Old fashioned rock n’ roll music never truly goes out of style, and though Wave 21 are incorporating a touch of modernity to their sound, I don’t think it can be said that their new album Brace Yourself would be possible without a little bit of retrospection. In this record’s ten songs, we find elements of the rockabilly, classic rock, and country-rock crossover sounds ala Bakersfield that have come to define the foundations of the genre at its most pure and untainted. Simply put, starting with “Why Does It Happen” and moving through this tracklist will leave you wondering why Wave 21 have been as isolated to the Canadian market as they have.
These vocals are the bread and butter of “The White Wings of an Angel,” “Dreams,” “Whenever You’re Near” and “Way Far Back,” and I think that they’re considerably prettier in this raw state than they would have been with a lot of external varnish added into the mix.
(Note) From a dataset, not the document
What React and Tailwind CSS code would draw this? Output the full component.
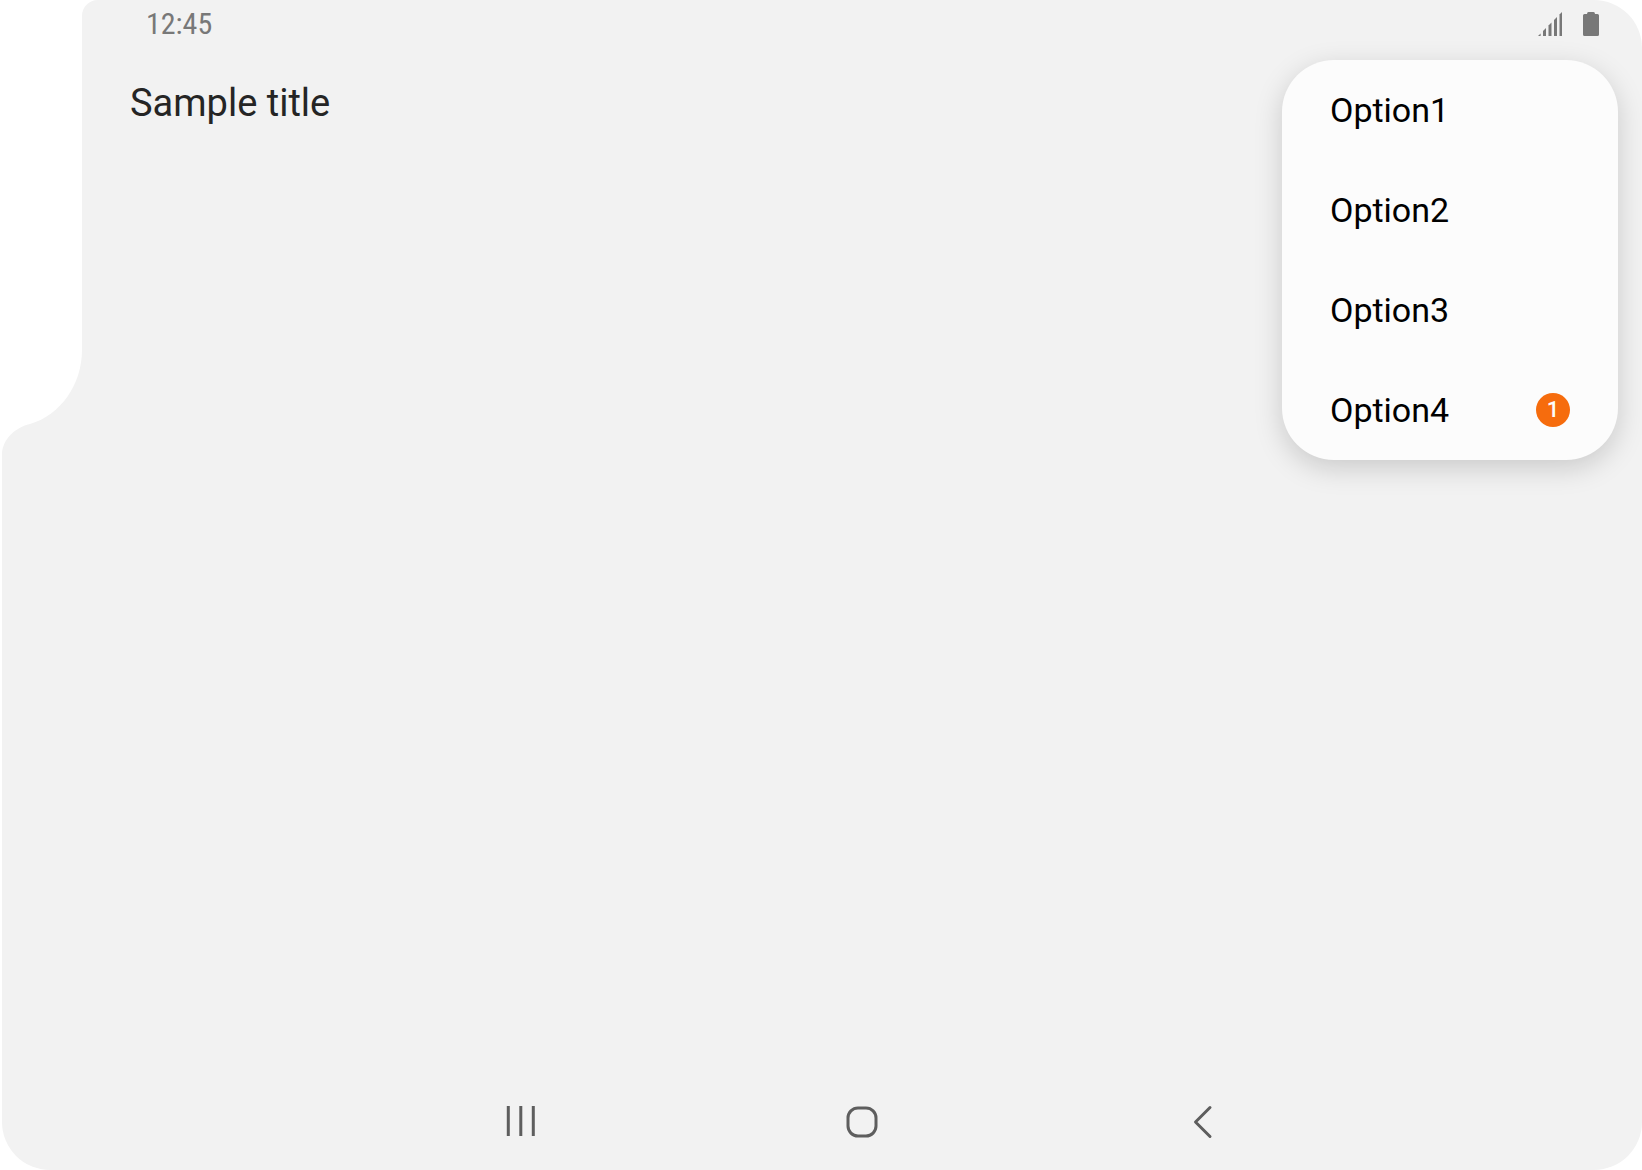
const OPTIONS = [
  { label: "Option1" },
  { label: "Option2" },
  { label: "Option3" },
  { label: "Option4", badge: 1 },
];

function EdgeCutout() {
  return (
    <svg className="absolute left-0 top-0" width="98" height="460" viewBox="0 0 98 460" fill="#fff" aria-hidden="true">
      <path d="M0 0H98C89 0 82 7 82 16V350C82 384 61 415 30 424C14 428 2 440 2 455V460H0Z" />
    </svg>
  );
}

function SignalIcon() {
  return (
    <svg width="24" height="24" viewBox="0 0 24 24" fill="#787878" role="img" aria-label="Signal">
      <path d="M0 24L2.6 21.4V24Z" />
      <path d="M5 19L8 16V24H5Z" />
      <path d="M10.5 13.5L13.5 10.5V24H10.5Z" />
      <path d="M16 8L19 5V24H16Z" />
      <path d="M21.5 2.5L24 0V24H21.5Z" />
    </svg>
  );
}

function BatteryIcon() {
  return (
    <svg width="16" height="24" viewBox="0 0 16 24" fill="#787878" role="img" aria-label="Battery">
      <path d="M5.5 0H10.5Q12 0 12 2H14.5Q16 2 16 3.5V22.5Q16 24 14.5 24H1.5Q0 24 0 22.5V3.5Q0 2 1.5 2H4Q4 0 5.5 0Z" />
    </svg>
  );
}

function NavIcon({ children }) {
  return (
    <svg width="34" height="34" viewBox="0 0 34 34" fill="none" stroke="#5e5e5e" strokeWidth="3" aria-hidden="true">
      {children}
    </svg>
  );
}

export default function App() {
  return (
    <div className="min-h-screen bg-white pl-0.5 font-[Roboto,sans-serif]">
      <div className="flex min-h-screen flex-col rounded-[48px] bg-[#f2f2f2] pl-20">
        <EdgeCutout />
        <header className="flex h-12 items-center justify-between pl-16 pr-[43px]">
          <time className="font-['Roboto_Condensed',Roboto,sans-serif] text-[30px] leading-9 text-[#787878]">12:45</time>
          <div className="flex items-center gap-[21px]">
            <SignalIcon />
            <BatteryIcon />
          </div>
        </header>
        <main className="relative flex-1 px-12 pt-8">
          <h1 className="text-[38px] leading-[46px] text-[#252525]">Sample title</h1>
          <ul
            role="menu"
            className="absolute right-6 top-3 w-84 rounded-[52px] bg-[#fcfcfc] shadow-[0_8px_28px_rgba(0,0,0,0.17)]"
          >
            {OPTIONS.map(({ label, badge }) => (
              <li key={label} role="none">
                <button
                  type="button"
                  role="menuitem"
                  className="flex h-25 w-full items-center justify-between px-12 text-left text-[34px] leading-10 text-black"
                >
                  <span>{label}</span>
                  {badge && (
                    <span className="flex size-[34px] items-center justify-center rounded-full bg-[#f66c0d] text-[22px] leading-6 font-medium text-[#fcfcfc]">
                      {badge}
                    </span>
                  )}
                </button>
              </li>
            ))}
          </ul>
        </main>
        <nav className="mx-auto grid h-24 w-full max-w-[1024px] grid-cols-3">
          <button type="button" aria-label="Recents" className="flex items-center justify-center">
            <NavIcon>
              <path d="M4.3 1V31M16.8 1V31M29.3 1V31" />
            </NavIcon>
          </button>
          <button type="button" aria-label="Home" className="flex items-center justify-center">
            <NavIcon>
              <rect x="3" y="3" width="28" height="28" rx="10" />
            </NavIcon>
          </button>
          <button type="button" aria-label="Back" className="flex items-center justify-center">
            <NavIcon>
              <path d="M24 2.5L9.5 17L24 31.5" strokeLinecap="round" strokeLinejoin="round" />
            </NavIcon>
          </button>
        </nav>
      </div>
    </div>
  );
}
Though I liked the first album these guys cut together, there’s just something so much more satisfying about the unfiltered sound they’re working with in this performance, and it makes me all the more curious to hear what they sound like live.
“Way Far Back” is a terrific collaboration with Steve Hill, but “All Over & Over,” which brings in Sam Roberts Band for some fun, is probably my favorite song on this LP. It has a radio-ready sound that I did not hear the first time I listened to Wave 21 back in 2018, and it’s not entirely because of the swagger SRB is adding into the material. This group has grown up quite a bit in the last three years, and if they hadn’t I don’t think they’d be coming off as well-rounded in their chemistry as they are in this record.
The video for “Why Does It Happen” rightly keeps its imagery on the simple side, which allows for the music to be the spotlight-centering entity it really should be. There’s nothing worse than a band getting in the way of their success with a lot of undue decadence that is best kept on the sidelines in the first place, but Wave 21 don’t appear tempted by aesthetical excess. This is an efficient record that still rocks hard, which is something a lot of critics – and their favorite bands – would tell you just isn’t possible to make in 2021.
You can’t go wrong with Canadian talent as formidable as this, and if you haven’t already been spinning the music of Wave 21, this could be the right album to get you into their sound. From where I sit, the Great White North has never been as rich with indie skill as it is today, and it says something that Wave 21 stand out in the crowd as much as they do. They’ve got something no one else in their scene has, and it’s credibility. That credibility grants them the ability to experiment, and in Brace Yourself, evolve as a band and artistic influencers in general.